Fare i conti col passato
Craxi, però, ha delle responsabilità che non possono essere liquidate dalla sua azione politica. Lo dimostrano le condanne, in via definitiva, sancite dall’inchiesta portata avanti da Antonio Di Pietro, Gherardo Colombo e tutti i magistrati del pool di Mani Pulite. Sono responsabilità prima di tutto politiche che, nel 1992, l’Italia ha pagato a caro prezzo: è stato un anno di svolta, non solo per Tangentopoli, ma anche perché si è dovuto fare economicamente i conti con un decennio (gli anni Ottanta) di scarso controllo del debito pubblico.

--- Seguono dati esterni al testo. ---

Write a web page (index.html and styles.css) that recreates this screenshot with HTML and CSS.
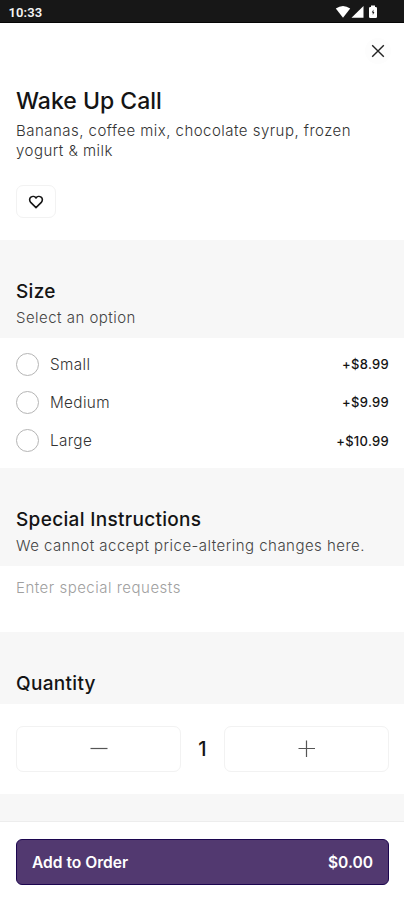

Sono fatti evidenti, di difficile interpretazione storiografica: nel settembre del ‘92, infatti, la lira ha rischiato il collasso, per colpa anche del debito raddoppiato durante i due mandati di Craxi da capo del Governo. Fare i conti col passato significa anche questo: abbandonare il tifo e valutare tutti gli aspetti, con serena oggettività. Abbiamo pagato le conseguenze, anche nel ventennio successivo, di alcune scelte (o meglio, non scelte) politiche di Craxi: ne sa qualcosa Silvio Berlusconi, che forte dell’amicizia con l’allora Presidente del Consiglio, ha potuto fondare l’impero mediatico che ha tanto influenzato la società italiana e il nostro destino politico. Sono fatti accaduti sulla nostra pelle, di cui potremo iniziare a parlare partendo dalla fine, dall'Hammamet di Gianni Amelio.